## [Task]
From the listing below, output the lines between the one with "Give me the" and the one with "<Title>Résumé</Title>", including those two, and nothing else. Pictures are not copied.

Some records

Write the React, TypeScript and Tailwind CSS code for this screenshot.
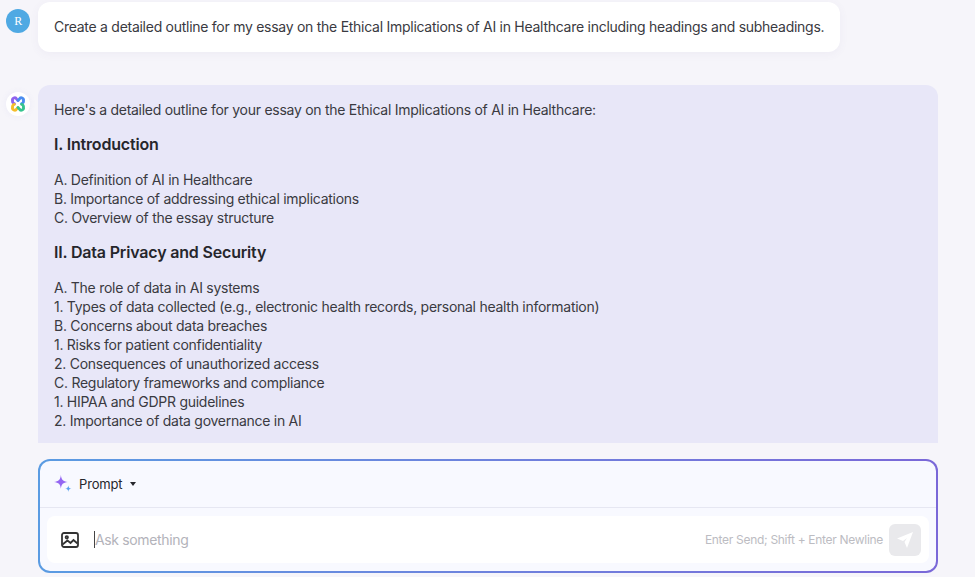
const F = "[font-family:Inter,'Liberation_Sans',sans-serif]";

function Logo() {
  return (
    <div className="w-6 h-6 rounded-full bg-white flex items-center justify-center shadow-[0_0_6px_rgba(120,110,200,0.08)]">
      <svg width="16" height="16" viewBox="0 0 16 16" fill="none" strokeWidth="2.8" strokeLinecap="round">
        <path d="M8 4.4 L6.6 3 A2.2 2.2 0 0 0 2.6 4.8 A2.2 2.2 0 0 0 4.4 7.6" stroke="#8f62ee" />
        <path d="M8 4.4 L9.4 3 A2.2 2.2 0 0 1 13.4 4.8 A2.2 2.2 0 0 1 11.6 7.6" stroke="#4a8cf0" />
        <path d="M4.4 8.4 A2.2 2.2 0 0 0 2.6 11.2 A2.2 2.2 0 0 0 6.6 13 L8 11.6" stroke="#f4bd2a" />
        <path d="M11.6 8.4 A2.2 2.2 0 0 1 13.4 11.2 A2.2 2.2 0 0 1 9.4 13 L8 11.6" stroke="#35c48e" />
      </svg>
    </div>
  );
}

function Lines({ items }: { items: string[] }) {
  return (
    <div className="leading-[19px]">
      {items.map((t) => (
        <div key={t}>{t}</div>
      ))}
    </div>
  );
}

export default function App() {
  return (
    <div className={`${F} w-[975px] h-[577px] overflow-hidden bg-[#f6f5fa] text-[14px] tracking-[-0.27px] text-[#3a3a41] flex flex-col`}>
      <div className="h-[443px] overflow-hidden pl-[6px] pt-[2px] shrink-0">
        <div className="flex items-start">
          <div className="w-6 h-6 mt-[7px] rounded-full bg-[#4fa9e3] text-white flex items-center justify-center text-[12px] font-normal [font-family:'Liberation_Serif',serif]">
            R
          </div>
          <div className="ml-2 h-[50px] w-[802px] rounded-[12px] bg-white flex items-center px-4 pb-[1px] shadow-[0_2px_10px_rgba(100,90,160,0.06)] whitespace-nowrap">
            Create a detailed outline for my essay on the Ethical Implications of AI in Healthcare including headings and subheadings.
          </div>
        </div>
        <div className="flex items-start mt-[33px]">
          <div className="mt-[7px]">
            <Logo />
          </div>
          <div className="ml-2 w-[900px] h-[400px] rounded-t-[12px] bg-[#e8e7f8] px-4 pt-[15px]">
            <div className="leading-[19px]">Here's a detailed outline for your essay on the Ethical Implications of AI in Healthcare:</div>
            <h2 className="text-[16px] font-semibold tracking-[-0.18px] leading-[19px] mt-[16px] mb-[16px] text-[#26262c]">I. Introduction</h2>
            <Lines
              items={[
                "A. Definition of AI in Healthcare",
                "B. Importance of addressing ethical implications",
                "C. Overview of the essay structure",
              ]}
            />
            <h2 className="text-[16px] font-semibold tracking-[-0.18px] leading-[19px] mt-[16px] mb-[16px] text-[#26262c]">II. Data Privacy and Security</h2>
            <Lines
              items={[
                "A. The role of data in AI systems",
                "1. Types of data collected (e.g., electronic health records, personal health information)",
                "B. Concerns about data breaches",
                "1. Risks for patient confidentiality",
                "2. Consequences of unauthorized access",
                "C. Regulatory frameworks and compliance",
                "1. HIPAA and GDPR guidelines",
                "2. Importance of data governance in AI",
              ]}
            />
          </div>
        </div>
      </div>

      <div className="ml-[38px] mt-4 w-[900px] h-[114px] rounded-[12px] p-[2px] bg-gradient-to-r from-[#5a9be2] to-[#7a68d8]">
        <div className="w-full h-full rounded-[10px] bg-[#f8f9ff] flex flex-col">
          <div className="h-[47px] border-b border-[#e6e7f2] flex items-center pl-[14px] pt-[2px] shrink-0">
            <svg width="18" height="18" viewBox="0 0 17 17" className="-mt-[2px]">
              <path d="M6.5 0 C7 4.5 8.5 6 13 6.5 C8.5 7 7 8.5 6.5 13 C6 8.5 4.5 7 0 6.5 C4.5 6 6 4.5 6.5 0 Z" fill="#9466f2" />
              <path d="M13.5 10 C13.7 12 14.5 12.8 16.5 13 C14.5 13.2 13.7 14 13.5 16 C13.3 14 12.5 13.2 10.5 13 C12.5 12.8 13.3 12 13.5 10 Z" fill="#5aa2ee" />
            </svg>
            <span className="ml-[7px] text-[#26262c] text-[13px] tracking-[-0.15px]">Prompt</span>
            <span className="ml-[8px] -mt-[2px] w-0 h-0 border-x-[3.5px] border-x-transparent border-t-[4px] border-t-[#26262c]" />
          </div>
          <div className="mx-[7px] mt-[8px] h-[47px] rounded-[8px] bg-white flex items-center pl-[14px] pr-[8px]">
            <svg width="18" height="18" viewBox="0 0 18 18" fill="none" stroke="#333" strokeWidth="1.8">
              <rect x="1" y="2" width="16" height="14" rx="2" />
              <circle cx="5.8" cy="6.3" r="1.2" />
              <path d="M1.5 13.5 L6.5 9.5 L9.5 12 L12.5 9 L16.5 12.5" />
            </svg>
            <div className="ml-[15px] w-px h-[17px] bg-[#444]" />
            <span className="text-[14px] text-[#b3b3ba] tracking-[-0.35px] pb-[1px]">Ask something</span>
            <span className="ml-auto text-[12px] tracking-[-0.3px] text-[#bcbcc2]">Enter Send; Shift + Enter Newline</span>
            <div className="ml-[6px] w-8 h-8 rounded-[6px] bg-[#e9e9ec] flex items-center justify-center">
              <svg width="18" height="18" viewBox="0 0 18 18" fill="#fff">
                <path d="M17 1 L1 7.5 L7 10 L11 7 L8.5 11 L11 17 Z" />
              </svg>
            </div>
          </div>
        </div>
      </div>
    </div>
  );
}
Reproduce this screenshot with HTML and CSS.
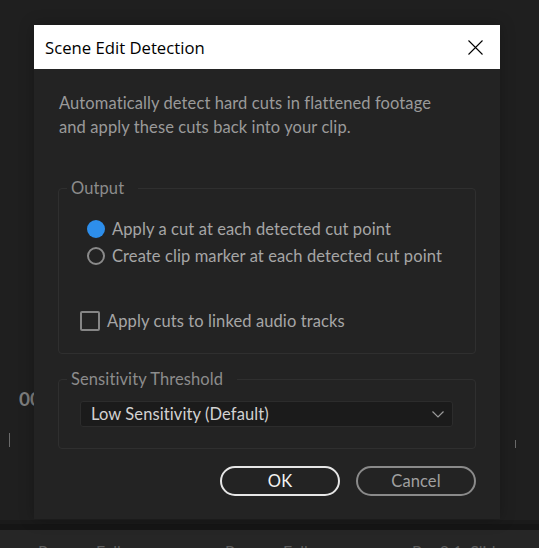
FILE: index.html
```html
<!DOCTYPE html>
<html lang="en">
<head>
    <meta name="viewport" content="width=device-width, initial-scale=1.0">
    <title>Scene Edit Detection</title>
    <link rel="stylesheet" href="styles.css">
</head>
<body>
    <div class="app">
        <div class="panel">
            <span class="timecode">00</span>
            <span class="tick tick-left"></span>
            <span class="tick tick-right"></span>
        </div>
        <div class="divider"></div>
        <div class="bottom-bar">
            <span>Process Full</span>
            <span>Process Full</span>
            <span>Por 2.1: Slid</span>
        </div>
    </div>

    <div class="dialog">
        <div class="titlebar">
            <span class="title">Scene Edit Detection</span>
            <svg class="close" width="15" height="15" viewBox="0 0 15 15">
                <path d="M0.5 0.5 L14.5 14.5 M14.5 0.5 L0.5 14.5" stroke="#000" stroke-width="1.1" fill="none"/>
            </svg>
        </div>
        <div class="dialog-body">
            <p class="description">Automatically detect hard cuts in flattened footage<br>and apply these cuts back into your clip.</p>

            <fieldset class="group">
                <legend>Output</legend>
                <div class="output-body">
                    <label class="option">
                        <span class="radio checked"></span>
                        Apply a cut at each detected cut point
                    </label>
                    <label class="option">
                        <span class="radio"></span>
                        Create clip marker at each detected cut point
                    </label>
                    <label class="option check-option">
                        <span class="checkbox"></span>
                        Apply cuts to linked audio tracks
                    </label>
                </div>
            </fieldset>

            <fieldset class="group sensitivity-group">
                <legend>Sensitivity Threshold</legend>
                <div class="sensitivity-body">
                    <div class="select">
                        <span>Low Sensitivity (Default)</span>
                        <svg width="12" height="7" viewBox="0 0 12 7">
                            <path d="M0.5 0.5 L6 6 L11.5 0.5" stroke="#9a9a9a" stroke-width="1.2" fill="none"/>
                        </svg>
                    </div>
                </div>
            </fieldset>

            <div class="actions">
                <button type="button" class="btn btn-primary">OK</button>
                <button type="button" class="btn">Cancel</button>
            </div>
        </div>
    </div>
</body>
</html>
```

FILE: styles.css
```css
* {
    margin: 0;
    padding: 0;
    box-sizing: border-box;
}
body {
    width: 539px;
    height: 548px;
    overflow: hidden;
    background: #1f1f1f;
    font-family: 'Lato', 'Open Sans', sans-serif;
    position: relative;
}
.app {
    display: flex;
    flex-direction: column;
    height: 548px;
}
.panel {
    flex-shrink: 0;
    height: 520px;
    background: #1f1f1f;
    position: relative;
}
.timecode {
    position: absolute;
    left: 19px;
    top: 387px;
    font-size: 19px;
    font-weight: bold;
    color: #7d7d7d;
}
.tick {
    position: absolute;
    width: 1px;
    height: 14px;
    background: #6a6a6a;
}
.tick-left {
    left: 9px;
    top: 433px;
}
.tick-right {
    left: 515px;
    top: 440px;
    height: 8px;
}
.divider {
    flex-shrink: 0;
    height: 10px;
    background: #151515;
    border-top: 4px solid #1a1a1a;
}
.bottom-bar {
    flex-shrink: 0;
    height: 40px;
    background: #262626;
    display: flex;
    gap: 87px;
    padding: 11px 0 0 38px;
    font-size: 16px;
    line-height: 19px;
    color: #5e5e5e;
    white-space: nowrap;
}
.bottom-bar span {
    width: 100px;
}

.dialog {
    position: absolute;
    left: 34px;
    top: 25px;
    width: 466px;
    box-shadow: 0 0 14px rgba(0, 0, 0, 0.25);
}
.titlebar {
    height: 44px;
    background: #fff;
    display: flex;
    align-items: center;
    justify-content: space-between;
    padding: 0 17px 0 11px;
}
.title {
    font-family: 'Open Sans', sans-serif;
    font-size: 16.7px;
    color: #000;
}
.dialog-body {
    background: #232323;
    padding: 22px 24px 23px;
    font-size: 16.5px;
    letter-spacing: 0.1px;
}
.description {
    line-height: 24px;
    color: #9a9a9a;
    padding-left: 1px;
    margin-bottom: 38px;
}
.group {
    border: 1px solid #2f2f2f;
    border-radius: 4px;
}
.group legend {
    margin-left: 8px;
    padding: 0 14px 0 4px;
    line-height: 22px;
    color: #8c8c8c;
}
.output-body {
    padding: 16px 0 19px 28px;
}
.option {
    display: flex;
    align-items: center;
    gap: 7px;
    height: 27px;
    color: #a6a6a6;
}
.radio {
    width: 18px;
    height: 18px;
    border-radius: 50%;
    border: 2.5px solid #8a8a8a;
}
.radio.checked {
    border: none;
    background: #2d8eeb;
}
.check-option {
    margin: 38px 0 0 -7px;
}
.checkbox {
    width: 20px;
    height: 20px;
    border: 2.5px solid #858585;
    border-radius: 2px;
}
.sensitivity-group {
    margin-top: 14px;
}
.sensitivity-body {
    padding: 11px 22px 21px 21px;
}
.select {
    height: 26px;
    background: #1b1b1b;
    border: 1px solid #2c2c2c;
    border-radius: 3px;
    display: flex;
    align-items: center;
    justify-content: space-between;
    padding: 0 8px 0 10px;
    color: #d2d2d2;
}
.actions {
    display: flex;
    justify-content: flex-end;
    gap: 16px;
    margin-top: 17px;
}
.btn {
    width: 120px;
    height: 30px;
    border-radius: 15px;
    border: 2px solid #8a8a8a;
    background: transparent;
    font-family: 'Lato', 'Open Sans', sans-serif;
    font-size: 16.5px;
    letter-spacing: 0.1px;
    color: #a0a0a0;
}
.btn-primary {
    border-color: #e6e6e6;
    color: #f2f2f2;
}
```
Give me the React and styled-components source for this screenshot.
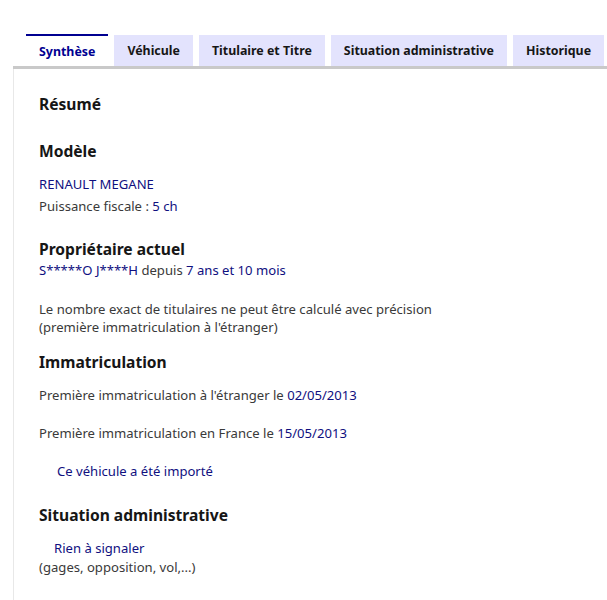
import React from 'react';
import styled, { createGlobalStyle } from 'styled-components';

const GlobalStyle = createGlobalStyle`
  body {
    margin: 0;
    background: #ffffff;
    font-family: 'Noto Sans', 'Liberation Sans', sans-serif;
    color: #3a3a3a;
  }
`;

const Wrapper = styled.div`
  padding-top: 34px;
  margin-left: 13px;
  height: 566px;
  display: flex;
  flex-direction: column;
`;

const TabList = styled.div`
  display: flex;
  align-items: flex-end;
  gap: 6px;
  padding-left: 13px;
  border-bottom: 3px solid #c9c9c9;
  white-space: nowrap;
  overflow: hidden;
`;

const Tab = styled.button`
  font-family: inherit;
  font-size: 12.4px;
  font-weight: 700;
  height: ${(p) => (p.$active ? '32px' : '31px')};
  padding: 0 13px;
  border: none;
  border-top: ${(p) => (p.$active ? '2px solid #000091' : 'none')};
  background: ${(p) => (p.$active ? '#ffffff' : '#e3e3fd')};
  color: ${(p) => (p.$active ? '#000091' : '#161616')};
  flex-shrink: 0;
`;

const Panel = styled.div`
  flex: 1;
  border-left: 1px solid #e8e8e8;
  padding: 23px 0 0 25px;
`;

const Title = styled.h2`
  margin: 0 0 23px;
  font-size: 15.6px;
  font-weight: 700;
  color: #161616;
  line-height: 24px;
`;

const Heading = styled.h3`
  margin: ${(p) => p.$top || '0'} 0 ${(p) => p.$bottom || '10px'};
  font-size: 15.6px;
  font-weight: 700;
  color: #161616;
  line-height: 24px;
`;

const Line = styled.p`
  margin: ${(p) => p.$top || '0'} 0 0;
  padding-left: ${(p) => p.$indent || '0'};
  font-size: 13.1px;
  line-height: 18px;
  color: ${(p) => (p.$blue ? '#10107f' : '#3a3a3a')};
`;

const Value = styled.span`
  color: #10107f;
`;

const tabs = ['Synthèse', 'Véhicule', 'Titulaire et Titre', 'Situation administrative', 'Historique'];

const App = () => (
  <>
    <GlobalStyle />
    <Wrapper>
      <TabList>
        {tabs.map((t, i) => (
          <Tab key={t} $active={i === 0}>{t}</Tab>
        ))}
      </TabList>
      <Panel>
        <Title>Résumé</Title>

        <Heading $bottom="12px">Modèle</Heading>
        <Line $blue>RENAULT MEGANE</Line>
        <Line $top="4px">
          Puissance fiscale : <Value>5 ch</Value>
        </Line>

        <Heading $top="22px" $bottom="0">Propriétaire actuel</Heading>
        <Line>
          <Value>S*****O J****H</Value> depuis <Value>7 ans et 10 mois</Value>
        </Line>
        <Line $top="21px">
          Le nombre exact de titulaires ne peut être calculé avec précision
          <br />
          (première immatriculation à l'étranger)
        </Line>

        <Heading $top="14px" $bottom="12px">Immatriculation</Heading>
        <Line>
          Première immatriculation à l'étranger le <Value>02/05/2013</Value>
        </Line>
        <Line $top="20px">
          Première immatriculation en France le <Value>15/05/2013</Value>
        </Line>
        <Line $top="20px" $blue $indent="18px">Ce véhicule a été importé</Line>

        <Heading $top="23px" $bottom="12px">Situation administrative</Heading>
        <Line $blue $indent="15px">Rien à signaler</Line>
        <Line $top="1px">(gages, opposition, vol,...)</Line>
      </Panel>
    </Wrapper>
  </>
);

export default App;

## [Answer for this exercise]
Give me the React and styled-components source for this screenshot.
import React from 'react';
import styled, { createGlobalStyle } from 'styled-components';

const GlobalStyle = createGlobalStyle`
  body {
    margin: 0;
    background: #ffffff;
    font-family: 'Noto Sans', 'Liberation Sans', sans-serif;
    color: #3a3a3a;
  }
`;

const Wrapper = styled.div`
  padding-top: 34px;
  margin-left: 13px;
  height: 566px;
  display: flex;
  flex-direction: column;
`;

const TabList = styled.div`
  display: flex;
  align-items: flex-end;
  gap: 6px;
  padding-left: 13px;
  border-bottom: 3px solid #c9c9c9;
  white-space: nowrap;
  overflow: hidden;
`;

const Tab = styled.button`
  font-family: inherit;
  font-size: 12.4px;
  font-weight: 700;
  height: ${(p) => (p.$active ? '32px' : '31px')};
  padding: 0 13px;
  border: none;
  border-top: ${(p) => (p.$active ? '2px solid #000091' : 'none')};
  background: ${(p) => (p.$active ? '#ffffff' : '#e3e3fd')};
  color: ${(p) => (p.$active ? '#000091' : '#161616')};
  flex-shrink: 0;
`;

const Panel = styled.div`
  flex: 1;
  border-left: 1px solid #e8e8e8;
  padding: 23px 0 0 25px;
`;

const Title = styled.h2`
  margin: 0 0 23px;
  font-size: 15.6px;
  font-weight: 700;
  color: #161616;
  line-height: 24px;
`;

const Heading = styled.h3`
  margin: ${(p) => p.$top || '0'} 0 ${(p) => p.$bottom || '10px'};
  font-size: 15.6px;
  font-weight: 700;
  color: #161616;
  line-height: 24px;
`;

const Line = styled.p`
  margin: ${(p) => p.$top || '0'} 0 0;
  padding-left: ${(p) => p.$indent || '0'};
  font-size: 13.1px;
  line-height: 18px;
  color: ${(p) => (p.$blue ? '#10107f' : '#3a3a3a')};
`;

const Value = styled.span`
  color: #10107f;
`;

const tabs = ['Synthèse', 'Véhicule', 'Titulaire et Titre', 'Situation administrative', 'Historique'];

const App = () => (
  <>
    <GlobalStyle />
    <Wrapper>
      <TabList>
        {tabs.map((t, i) => (
          <Tab key={t} $active={i === 0}>{t}</Tab>
        ))}
      </TabList>
      <Panel>
        <Title>Résumé</Title>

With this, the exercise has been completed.